GIVEN TASK:
Retype the records below exactly as they appear, but leave out any pictures.

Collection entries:

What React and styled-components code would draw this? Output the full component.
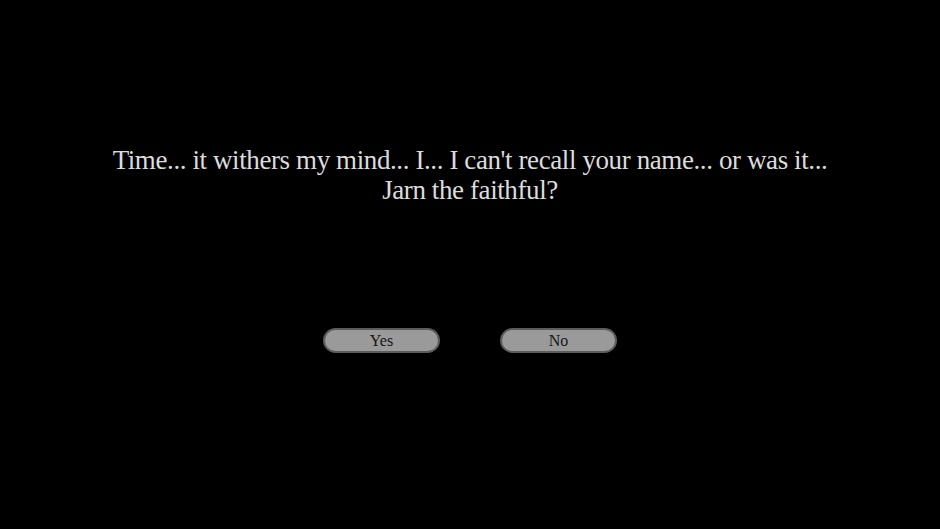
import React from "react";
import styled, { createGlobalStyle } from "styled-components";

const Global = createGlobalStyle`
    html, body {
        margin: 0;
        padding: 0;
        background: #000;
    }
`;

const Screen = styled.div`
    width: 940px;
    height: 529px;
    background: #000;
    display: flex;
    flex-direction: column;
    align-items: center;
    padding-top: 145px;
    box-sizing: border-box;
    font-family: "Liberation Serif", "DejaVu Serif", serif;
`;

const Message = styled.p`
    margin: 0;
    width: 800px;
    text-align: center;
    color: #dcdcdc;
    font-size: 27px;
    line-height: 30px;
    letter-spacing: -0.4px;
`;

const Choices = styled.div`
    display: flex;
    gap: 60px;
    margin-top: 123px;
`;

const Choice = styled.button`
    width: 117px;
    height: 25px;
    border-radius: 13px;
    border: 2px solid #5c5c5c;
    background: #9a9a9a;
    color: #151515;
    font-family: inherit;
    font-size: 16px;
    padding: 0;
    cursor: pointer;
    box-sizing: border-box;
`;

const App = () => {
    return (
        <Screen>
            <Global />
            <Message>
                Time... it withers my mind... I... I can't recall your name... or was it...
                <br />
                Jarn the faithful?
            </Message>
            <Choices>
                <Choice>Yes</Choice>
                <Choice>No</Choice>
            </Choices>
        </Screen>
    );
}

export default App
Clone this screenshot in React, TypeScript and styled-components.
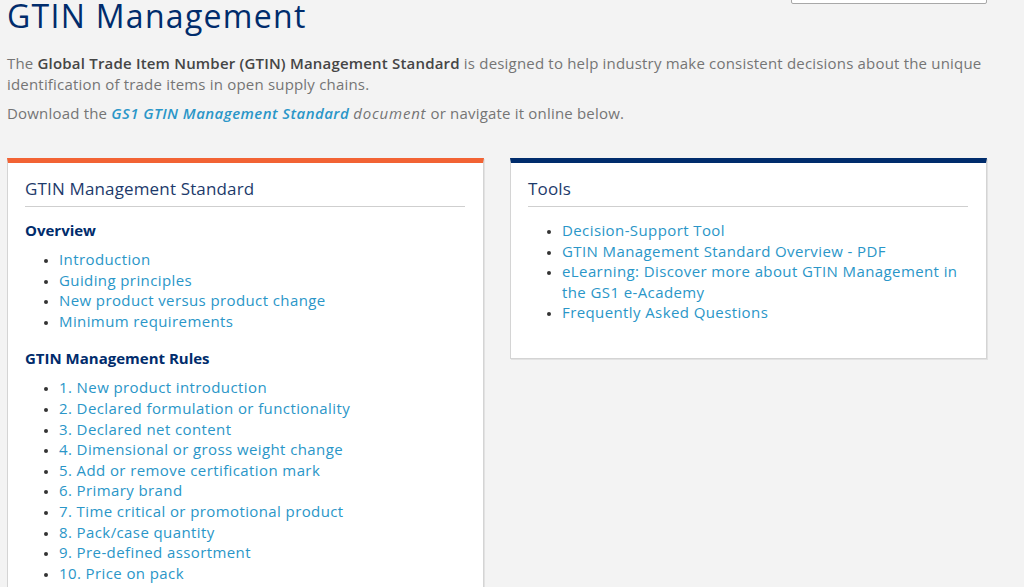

ANSWER TO THIS PROBLEM:
What React and styled-components code would draw this? Output the full component.
import React from "react";
import styled, { createGlobalStyle } from "styled-components";

const Global = createGlobalStyle`
    html, body {
        margin: 0;
        padding: 0;
        background: #000;
    }
`;

const Screen = styled.div`
    width: 940px;
    height: 529px;
    background: #000;
    display: flex;
    flex-direction: column;
    align-items: center;
    padding-top: 145px;
    box-sizing: border-box;
    font-family: "Liberation Serif", "DejaVu Serif", serif;
`;

const Message = styled.p`
    margin: 0;
    width: 800px;
    text-align: center;
    color: #dcdcdc;
    font-size: 27px;
    line-height: 30px;
    letter-spacing: -0.4px;
`;

const Choices = styled.div`
    display: flex;
    gap: 60px;
    margin-top: 123px;
`;

const Choice = styled.button`
    width: 117px;
    height: 25px;
    border-radius: 13px;
    border: 2px solid #5c5c5c;
    background: #9a9a9a;
    color: #151515;
    font-family: inherit;
    font-size: 16px;
    padding: 0;
    cursor: pointer;
    box-sizing: border-box;
`;

const App = () => {
    return (
        <Screen>
            <Global />
            <Message>
                Time... it withers my mind... I... I can't recall your name... or was it...
                <br />
                Jarn the faithful?
            </Message>
            <Choices>
                <Choice>Yes</Choice>
                <Choice>No</Choice>
            </Choices>
        </Screen>
    );
}

export default App
Clone this screenshot in React, TypeScript and styled-components.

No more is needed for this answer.